Author: Daniel Lidstrom 2013-03-07 21:31:10
Published on: 2013-03-07T21:31:10+00:00
The author expresses concerns about censorship resistance in the face of scaling for Bitcoin. They emphasize the importance of preserving privacy when using Bitcoin to avoid being censored by miners, which can be achieved through anonymous connections, not reusing addresses, and mixing coins. The author expects privacy preservation to become more automatic in the future. They also argue that anonymity systems should scale to accommodate Bitcoin full nodes, rather than Bitcoin staying small to avoid putting pressure on anonymity systems.

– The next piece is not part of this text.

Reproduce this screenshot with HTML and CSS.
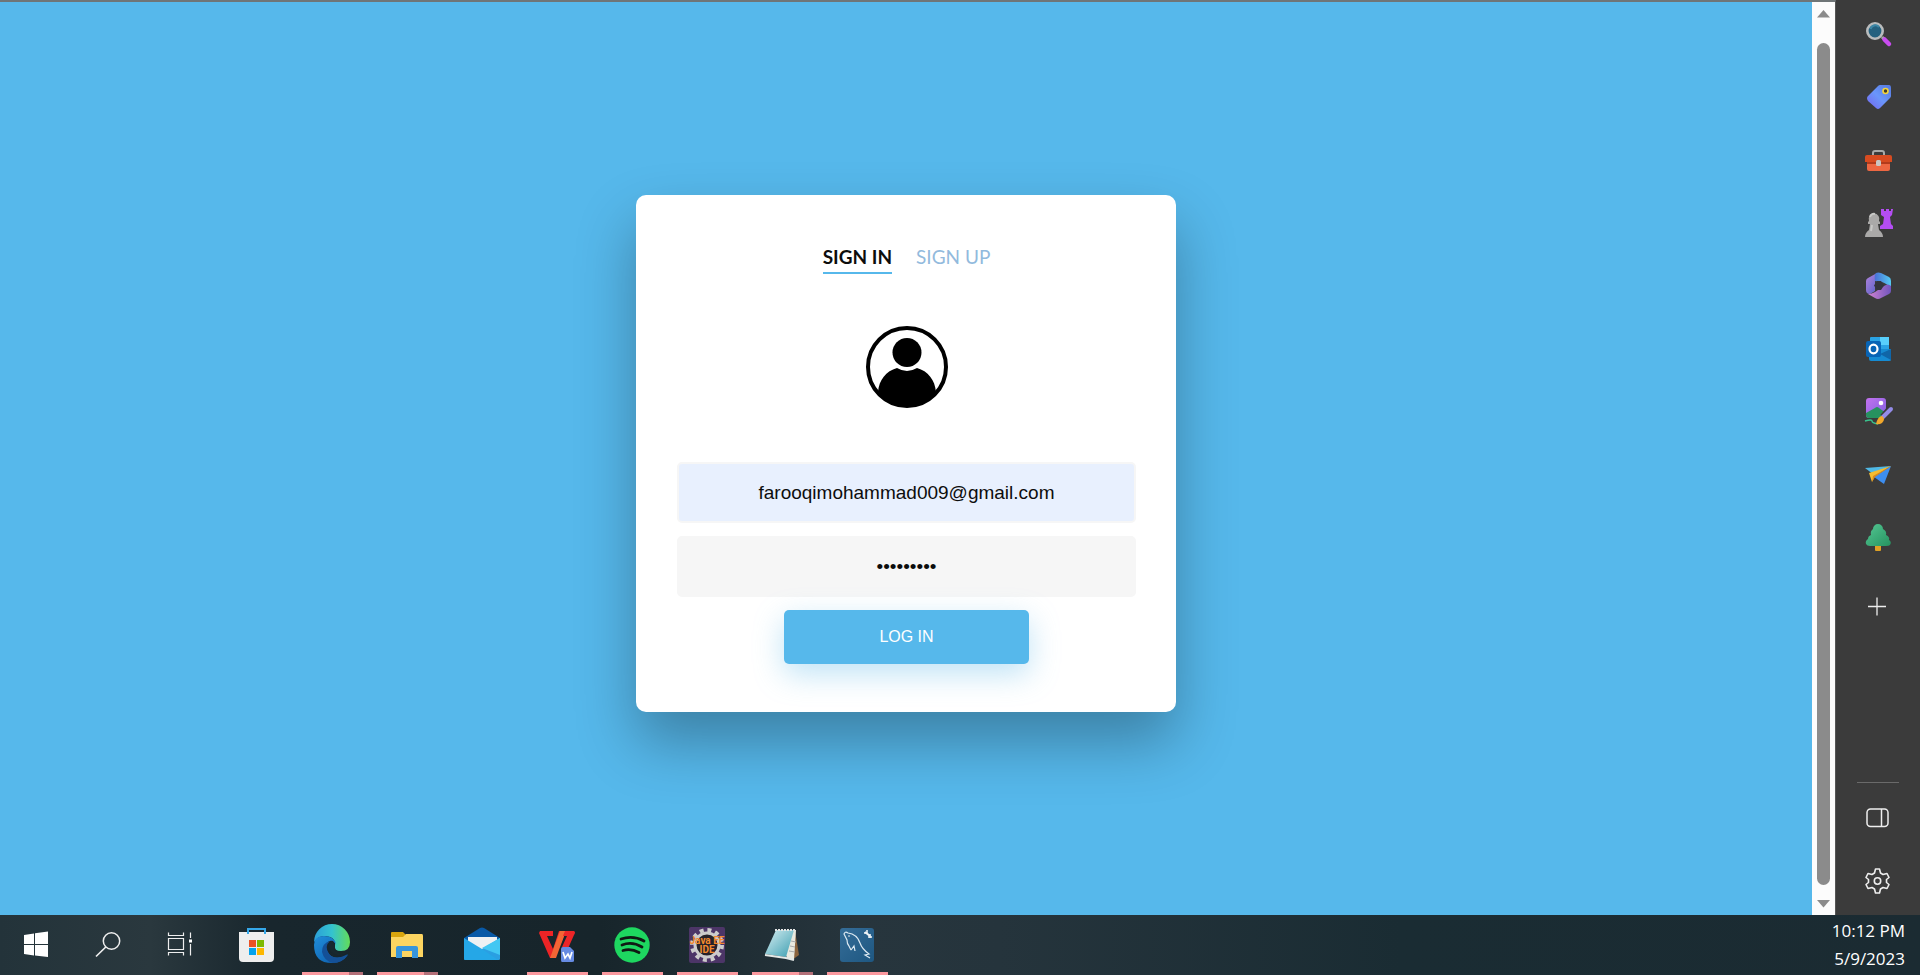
FILE: index.html
```html
<!DOCTYPE html>
<html lang="en">
<head>
<meta charset="utf-8">
<title>Sign in</title>
<link rel="stylesheet" href="styles.css">
</head>
<body>
<div class="screen">
  <div class="window">
    <main class="page">
      <section class="card">
        <nav class="tabs">
          <a class="tab tab-active" href="#signin">SIGN IN</a>
          <a class="tab" href="#signup">SIGN UP</a>
        </nav>
        <svg class="avatar" viewBox="0 0 82 82" role="img" aria-label="User">
          <defs><clipPath id="ring"><circle cx="41" cy="41" r="40"/></clipPath></defs>
          <circle cx="41" cy="41" r="39" fill="#fff" stroke="#000" stroke-width="4"/>
          <path clip-path="url(#ring)" d="M12 66C13 54 20 45 31 42Q41 48 51 42C62 45 69 54 70 66V82H12Z"/>
          <circle cx="41" cy="26.500" r="14.500"/>
        </svg>
        <form class="form">
          <input class="field field-filled" type="email" aria-label="Email" value="farooqimohammad009@gmail.com">
          <input class="field" type="password" aria-label="Password" value="123456789">
          <button class="submit" type="button">LOG IN</button>
        </form>
      </section>
    </main>
    <div class="scrollbar">
      <svg class="arrow" viewBox="0 0 14 8"><path d="M0 8L7 0L14 8Z" fill="#8b8b8b"/></svg>
      <div class="thumb"></div>
      <svg class="arrow" viewBox="0 0 14 8"><path d="M0 0L7 8L14 0Z" fill="#8b8b8b"/></svg>
    </div>
    <aside class="sidebar">
      <button class="tool" aria-label="Search"><svg class="tool-icon" viewBox="0 0 28 28">
        <path d="M17 17L20 20" stroke="#aaa" stroke-width="3"/>
        <path d="M19.500 19.500L24 24" stroke="#c94cf0" stroke-width="4.500" stroke-linecap="round"/>
        <circle cx="10" cy="11" r="7.700" fill="#24617f" stroke="#b9bcbd" stroke-width="2.600"/>
        <path d="M5.500 9A5 5 0 0 1 14 7" fill="none" stroke="#3c87a6" stroke-width="2"/>
      </svg></button>
      <button class="tool" aria-label="Shopping"><svg class="tool-icon" viewBox="0 0 28 28">
        <defs><linearGradient id="tag" x1="1" y1="0" x2="0" y2="1"><stop offset="0" stop-color="#5579df"/><stop offset=".5" stop-color="#6a96fb"/><stop offset="1" stop-color="#7564ed"/></linearGradient></defs>
        <path d="M15 2H24Q26 2 26 5V13Q26 14 25 15L15 25Q13 27 11 25L3 18Q1 15 3 13L13 3Q14 2 15 2Z" fill="url(#tag)"/>
        <circle cx="20.500" cy="8" r="2.500" fill="#413d28" stroke="#f4d43b" stroke-width="1.600"/>
      </svg></button>
      <button class="tool" aria-label="Tools"><svg class="tool-icon" viewBox="0 0 28 28">
        <path d="M8 10V7Q8 5 10 5H17Q19 5 19 7V10" fill="none" stroke="#a7a9a8" stroke-width="2"/>
        <path d="M2 15H25V23Q25 25 23 25H4Q2 25 2 23Z" fill="#ed6742"/>
        <path d="M2 9H25Q27 9 27 11V16H0V11Q0 9 2 9Z" fill="#d74b20"/>
        <path d="M2 16H25V18H2Z" fill="#b33b1c"/><rect x="11" y="14" width="5" height="6" rx="1.500" fill="#c9c6c3"/>
      </svg></button>
      <button class="tool" aria-label="Games"><svg class="tool-icon" viewBox="0 0 28 28">
        <path d="M16 0H19V2H21V0H24V2H26V0H28L27 6L25 8L26 15L28 17V20H15V17L18 15L19 8L16 6Z" fill="#b44df3"/>
        <path d="M4 12A5.400 5.400 0 1 1 14 12L15 13V15H13L14 21Q18 24 18 28H0Q0 24 4 21L5 15H3V13Z" fill="#aaa9a8"/>
        <path d="M5 8A4 4 0 0 1 10 5M6 22L7 16" fill="none" stroke="#c8c8c6" stroke-width="2"/>
      </svg></button>
      <button class="tool" aria-label="Microsoft 365"><svg class="tool-icon" viewBox="0 0 28 28">
        <defs><linearGradient id="ma" y2="1"><stop stop-color="#b383dc"/><stop offset="1" stop-color="#5360c7"/></linearGradient><linearGradient id="mb"><stop stop-color="#486fd6"/><stop offset="1" stop-color="#55caf1"/></linearGradient><linearGradient id="mc"><stop stop-color="#d082d0"/><stop offset="1" stop-color="#7155bd"/></linearGradient></defs>
        <path d="M12 1L3 6Q1 7 1 9V18Q1 22 5 22L10 19V8Q10 5 14 1Z" fill="url(#ma)"/>
        <path d="M11 1Q13 0 16 1L24 5Q26 6 26 9V17Q23 12 17 10L10 9Q9 3 11 1Z" fill="url(#mb)"/>
        <path d="M26 14V19Q26 21 24 22L16 26Q13 28 10 26L3 22Q7 22 10 20L19 14Q23 11 26 14Z" fill="url(#mc)"/>
        <path d="M12 9H16L19 13.500L16 18H12L9 13.500Z" fill="#33343d"/>
      </svg></button>
      <button class="tool" aria-label="Outlook"><svg class="tool-icon" viewBox="0 0 28 28">
        <rect x="5" y="2" width="19" height="16" rx="1" fill="#2aa3e4"/><path d="M15 2H24V10H15Z" fill="#58cffc"/><path d="M4 14H26V25Q26 26 24 26H6Q4 26 4 24Z" fill="#168bd2"/><path d="M26 14V25L15 19Z" fill="#1066a8"/>
        <rect x="1" y="6" width="15" height="16" rx="2" fill="#0864b5"/><ellipse cx="8.500" cy="14" rx="4" ry="4.300" fill="none" stroke="#fff" stroke-width="2.200"/>
      </svg></button>
      <button class="tool" aria-label="Image creator"><svg class="tool-icon" viewBox="0 0 28 28">
        <defs><linearGradient id="im" y2="1"><stop stop-color="#c272ef"/><stop offset="1" stop-color="#805fe0"/></linearGradient></defs>
        <rect x="1" y="0" width="20" height="20" rx="3" fill="url(#im)"/><path d="M1 15L10 10Q12 8 14 10L21 15V17Q21 20 18 20H4Q1 20 1 17Z" fill="#27925f"/><circle cx="16" cy="5" r="2.300" fill="#fff"/>
        <path d="M0 23Q7 21 7 23T13 26" fill="none" stroke="#3ac28d" stroke-width="1.500"/><path d="M18 19L26 10" stroke="#3b3b3b" stroke-width="7"/><path d="M18 19L26 11" stroke="#948ce8" stroke-width="4" stroke-linecap="round"/><path d="M11 26Q13 18 17 18Q21 21 17 25Q14 27 11 26Z" fill="#f1a82b"/>
      </svg></button>
      <button class="tool" aria-label="Drop"><svg class="tool-icon" viewBox="0 0 28 28">
        <path d="M0 7L26 5L8 13Z" fill="#4fb9e6"/><path d="M26 5L19 23L9 16Z" fill="#3d8ef0"/><path d="M26 5L4 12L7 21L10 15Z" fill="#f5bd30"/><path d="M7 21L8 15L26 5L10 16Z" fill="#d68a23"/>
      </svg></button>
      <button class="tool" aria-label="E-tree"><svg class="tool-icon" viewBox="0 0 28 28">
        <defs><linearGradient id="tree" y2="1"><stop stop-color="#54c793"/><stop offset="1" stop-color="#269360"/></linearGradient></defs>
        <rect x="10" y="20" width="6" height="7" rx="1" fill="#dfa125"/><path d="M8 5A5 5 0 0 1 18 5Q22 7 21 11Q25 13 24 16Q27 18 25 21Q24 22 21 22H5Q2 22 1 20Q0 17 3 15Q3 12 6 11Q5 7 8 5Z" fill="url(#tree)"/>
      </svg></button>
      <button class="tool tool-add" aria-label="Customize"><svg class="tool-icon" viewBox="0 0 28 28"><path d="M3 14.500H21M12 5.500V23.500" stroke="#eee" stroke-width="1.300"/></svg></button>
      <div class="sidebar-end">
        <button class="tool" aria-label="Hide sidebar"><svg class="tool-icon" viewBox="0 0 28 28"><rect x="2" y="5" width="21" height="17.500" rx="3.500" fill="none" stroke="#eee" stroke-width="1.500"/><path d="M16.500 5V22.500" stroke="#eee" stroke-width="1.500"/></svg></button>
        <button class="tool" aria-label="Settings"><svg class="tool-icon" viewBox="0 0 28 28"><path d="M10.500 2H14.500L15.500 6L18 7.500L22 6.500L24 10.500L21.500 12.500V15.500L24 17.500L22 21.500L18 20.500L15.500 22L14.500 26H10.500L9.500 22L7 20.500L3 21.500L1 17.500L3.500 15.500V12.500L1 10.500L3 6.500L7 7.500L9.500 6Z" fill="none" stroke="#eee" stroke-width="1.600" stroke-linejoin="round"/><circle cx="12.500" cy="14" r="3.200" fill="none" stroke="#eee" stroke-width="1.600"/></svg></button>
      </div>
    </aside>
  </div>
  <footer class="taskbar">
    <div class="system">
      <button class="system-button" aria-label="Start"><svg class="task-icon" viewBox="0 0 36 36"><path d="M6 8L16 6.500V17H6ZM17 6.300L30 4.500V17H17ZM6 18H16V28.500L6 27ZM17 18H30V30L17 28.600Z" fill="#fff"/></svg></button>
      <button class="system-button" aria-label="Search"><svg class="task-icon" viewBox="0 0 36 36"><circle cx="21.500" cy="14" r="8.200" fill="none" stroke="#eee" stroke-width="1.500"/><path d="M15.800 20L6 29.500" stroke="#eee" stroke-width="1.700"/></svg></button>
      <button class="system-button" aria-label="Task view"><svg class="task-icon" viewBox="0 0 36 36"><path d="M6.500 5.500V8.500H21.500V5.500M6.500 11.500H21.500V22.500H6.500ZM6.500 28.500V25.500H21.500V28.500M28.500 5.500V11M28.500 17V28.500" fill="none" stroke="#eee" stroke-width="1.200"/><rect x="27" y="12.500" width="3" height="3" fill="#fff"/></svg></button>
    </div>
    <div class="apps">
      <button class="app" aria-label="Store"><svg class="task-icon" viewBox="0 0 36 36"><path d="M0 5H35V31Q35 35 31 35H4Q0 35 0 31Z" fill="#eee"/><path d="M9 7V2H26V7" fill="none" stroke="#35a8ea" stroke-width="2"/><path d="M10 13H17V20H10Z" fill="#eb5226"/><path d="M18 13H25V20H18Z" fill="#7eb900"/><path d="M10 21H17V28H10Z" fill="#05a3ec"/><path d="M18 21H25V28H18Z" fill="#fdb700"/></svg></button>
      <button class="app app-open app-multi" aria-label="Edge"><svg class="task-icon" viewBox="0 0 36 36">
        <defs><linearGradient id="ea"><stop stop-color="#2b9fd9"/><stop offset=".5" stop-color="#34c3cf"/><stop offset="1" stop-color="#63dc58"/></linearGradient><linearGradient id="eb" y2="1"><stop stop-color="#208edb"/><stop offset="1" stop-color="#0b57a5"/></linearGradient></defs>
        <path d="M0 15A18 18 0 0 1 36 15Q36 24 27 24Q20 24 21 19Q22 9 10 9Q4 9 0 15Z" fill="url(#ea)"/>
        <path d="M0 18Q0 9 10 9Q20 9 22 17Q17 11 13 16Q10 21 15 27Q21 34 34 28Q28 36 18 36Q0 36 0 18Z" fill="url(#eb)"/>
        <path d="M16 14Q10 19 15 27Q21 34 34 27Q29 36 19 36Q10 34 8 25Q8 16 16 14Z" fill="#145097"/>
        <path d="M19 14Q16 13 15 17Q14 25 23 28Q29 29 34 25Q25 28 20 23Q21 19 19 14Z" fill="#18282f"/>
      </svg></button>
      <button class="app app-open app-multi" aria-label="File Explorer"><svg class="task-icon" viewBox="0 0 36 36"><path d="M2 6Q2 5 3 5H14L17 8V11H2Z" fill="#d9a50e"/><path d="M2 10H14L17 7H33Q34 7 34 9V30H2Z" fill="#fcd561"/><path d="M7 31V21Q7 19 9 19H27Q29 19 29 21V31H23V24H13V31Z" fill="#3795db"/></svg></button>
      <button class="app" aria-label="Mail"><svg class="task-icon" viewBox="0 0 36 36"><path d="M0 11L16 1Q18 0 20 1L36 11V20H0Z" fill="#0859a7"/><path d="M4 10H33V20L18 25L4 18Z" fill="#eef1f3"/><path d="M36 11V32Q36 33 35 33H1Q0 33 0 31L18 22Z" fill="#2a9fe2"/><path d="M36 11V28L18 21Z" fill="#42c7f3"/><path d="M0 11L18 22L34 33H1Q0 33 0 31Z" fill="#25a7e7"/></svg></button>
      <button class="app app-open" aria-label="WPS Office"><svg class="task-icon" viewBox="0 0 36 36"><path d="M1 4H14V9H8L14 22L20 4H27L16 31H11L0 6Z" fill="#ed2426"/><path d="M21 4H27L17 31H11Z" fill="#f36635"/><path d="M26 4H35Q37 5 35 8L27 26L23 20L28 9H24Z" fill="#ec2528"/><path d="M24 20H31L35 24V34Q35 35 33 35H23Q22 35 22 33V22Q22 20 24 20Z" fill="#668be2"/><path d="M24 25L26 31L29 27L31 31L33 25" fill="none" stroke="#fff" stroke-width="1.700"/></svg></button>
      <button class="app app-open" aria-label="Spotify"><svg class="task-icon" viewBox="0 0 36 36"><circle cx="18" cy="18" r="17.700" fill="#1ed760"/><path d="M7 12Q19 8 30 14M8 18Q18 14 28 20M9 23.500Q17 21 25 25.500" fill="none" stroke="#101914" stroke-width="2.800" stroke-linecap="round"/></svg></button>
      <button class="app app-open" aria-label="Java EE IDE"><svg class="task-icon" viewBox="0 0 36 36"><rect width="36" height="36" rx="2" fill="#4c3567"/><circle cx="18" cy="18" r="15" fill="none" stroke="#ccc" stroke-width="4" stroke-dasharray="4 3.850"/><circle cx="18" cy="18" r="12" fill="#26222a" stroke="#ccc" stroke-width="3"/><text class="badge-text" x="18" y="17" text-anchor="middle">Java EE</text><text class="badge-text" x="18" y="26" text-anchor="middle">IDE</text></svg></button>
      <button class="app app-open app-multi" aria-label="Notepad"><svg class="task-icon" viewBox="0 0 36 36"><defs><linearGradient id="note" x2="1" y2="1"><stop stop-color="#d8eff2"/><stop offset="1" stop-color="#3a9db0"/></linearGradient></defs><path d="M31 4L35 28L28 33Z" fill="#8b643d"/><path d="M12 3L32 3L30 33L23 31Z" fill="#e9e9df"/><path d="M12 3H30L22 30L1 27Z" fill="url(#note)"/><path d="M11 3H31" stroke="#e5e7e6" stroke-width="2" stroke-dasharray="2 1"/><path d="M1 28L22 31L30 33" fill="none" stroke="#e4e8e6" stroke-width="2"/><path d="M25 24L31 25M26 19L31 20M27 14L32 15" stroke="#aaa"/></svg></button>
      <button class="app app-open" aria-label="MySQL Workbench"><svg class="task-icon" viewBox="0 0 36 36"><defs><linearGradient id="sql" y2="1"><stop stop-color="#356d98"/><stop offset="1" stop-color="#1e5781"/></linearGradient></defs><rect x="1" y="1" width="34" height="34" rx="3" fill="url(#sql)"/><path d="M12 23L10 19Q8 17 8 13L5 7Q6 4 9 6Q18 7 21 16Q23 22 30 27L26 28L31 31M12 23L15 19L16 24" fill="none" stroke="#dce9f2" stroke-width="1.200"/><circle cx="10" cy="9" r=".800" fill="#fff"/><path d="M26 5L31 9" stroke="#eef3f6" stroke-width="2.200"/><path d="M25 6H28V3M29 10H33M31 7V11" fill="none" stroke="#eef3f6" stroke-width="1.500"/></svg></button>
    </div>
    <div class="clock"><span>10:12 PM</span><span>5/9/2023</span></div>
  </footer>
</div>
</body>
</html>
```

FILE: styles.css
```css
* {
  box-sizing: border-box;
}

body {
  margin: 0;
  font-family: "Liberation Sans", Arial, sans-serif;
}

button {
  margin: 0;
  padding: 0;
  border: 0;
  background: none;
  font: inherit;
}

svg {
  display: block;
  overflow: visible;
}

.screen {
  display: flex;
  flex-direction: column;
  min-height: 100vh;
}

.window {
  display: flex;
  flex: 1;
}

.page {
  flex: 1;
  display: flex;
  justify-content: center;
  align-items: flex-start;
  padding: 193px 20px 20px;
  border-top: 2px solid #6f7577;
  background: #56b8eb;
}

.card {
  flex: 0 1 540px;
  display: flex;
  flex-direction: column;
  align-items: center;
  padding: 48px 40px 48px 41px;
  border-radius: 10px;
  background: #fff;
  box-shadow: 0 30px 60px rgba(0, 0, 0, 0.3);
}

.tabs {
  display: flex;
  gap: 24px;
  font-family: Lato, sans-serif;
  font-size: 19px;
  line-height: 28px;
}

.tab {
  padding-bottom: 1px;
  border-bottom: 2px solid transparent;
  color: #92badd;
  text-decoration: none;
}

.tab-active {
  border-color: #56b8eb;
  color: #0d0d0d;
  font-weight: 700;
}

.avatar {
  width: 82px;
  margin: 52px 0 54px;
}

.form {
  display: flex;
  flex-direction: column;
  align-items: center;
  gap: 13px;
  width: 100%;
}

.field {
  width: 100%;
  height: 61px;
  padding: 0 32px;
  border: 2px solid #f6f6f6;
  border-radius: 5px;
  background: #f6f6f6;
  color: #0d0d0d;
  font-family: inherit;
  font-size: 19px;
  text-align: center;
}

.field-filled {
  background: #e8f0fe;
}

.submit {
  padding: 18px 95px;
  border-radius: 5px;
  background: #56b8eb;
  box-shadow: 0 10px 30px rgba(95, 186, 233, 0.4);
  color: #fff;
  font-size: 16px;
  line-height: 18px;
}

.scrollbar {
  display: flex;
  flex-direction: column;
  align-items: center;
  width: 24px;
  padding: 8px 0;
  border-top: 2px solid #6f7577;
  border-right: 1px solid #555;
  background: #fcfcfc;
}

.arrow {
  width: 13px;
}

.thumb {
  flex: 1;
  width: 13px;
  margin: 26px 0 15px;
  border-radius: 7px;
  background: #8b8b8b;
}

.sidebar {
  display: flex;
  flex-direction: column;
  align-items: center;
  width: 84px;
  padding-top: 2px;
  background: #3b3b3b;
}

.tool {
  display: grid;
  place-items: center;
  width: 100%;
  height: 63px;
  padding-left: 2px;
}

.tool-icon {
  width: 28px;
}

.tool-add {
  margin-top: 5px;
}

.sidebar-end {
  width: 42px;
  margin-top: auto;
  padding: 3px 0;
  border-top: 1px solid #6a6a6a;
}

.taskbar {
  display: flex;
  height: 60px;
  background: linear-gradient(90deg, #23333a, #2a383e 150px, #18262d 270px, #17252b 600px, #27353d 860px, #25343c 1000px, #1a2c33 1400px, #1b2b32);
}

.system {
  display: flex;
  margin-right: 4px;
}

.system-button {
  display: grid;
  place-items: center;
  width: 72px;
}

.task-icon {
  width: 36px;
}

.apps {
  display: flex;
  flex: 1;
}

.app {
  display: grid;
  place-items: center;
  width: 75px;
  padding-right: 2px;
}

.app-open {
  background: linear-gradient(#fb989e, #fb989e) bottom center / 61px 3px no-repeat;
}

.app-multi {
  background: linear-gradient(90deg, #fb989e 47px, #b36f78 47px) bottom center / 61px 3px no-repeat;
}

.badge-text {
  fill: #f28a2d;
  font-family: Roboto, sans-serif;
  font-size: 10px;
  font-weight: 700;
}

.clock {
  display: flex;
  flex-direction: column;
  align-items: flex-end;
  padding: 2px 15px 0;
  color: #fff;
  font-family: "Open Sans", sans-serif;
  font-size: 17px;
  line-height: 28px;
}
```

If mining in a pool becomes necessary due to limitations with anonymity systems, the author suggests that there will always be countries that allow mining pools to operate, and miners in countries that ban Bitcoin can connect to these pools anonymously. The email also contains an aside where the author mentions a paper coming out about providing Chaum-style privacy integrated with Bitcoin using zero knowledge proofs. However, the technique is too slow and complicated to integrate practically. The author proposed regulating miners to freeze certain outputs two years ago but concluded it was not a real risk because mining and transactions can be done anonymously. The argument rests on the assumption that large blocks cannot be mined anonymously because Tor does not scale, but the author suggests taking up its inability to move data fast enough with the developers.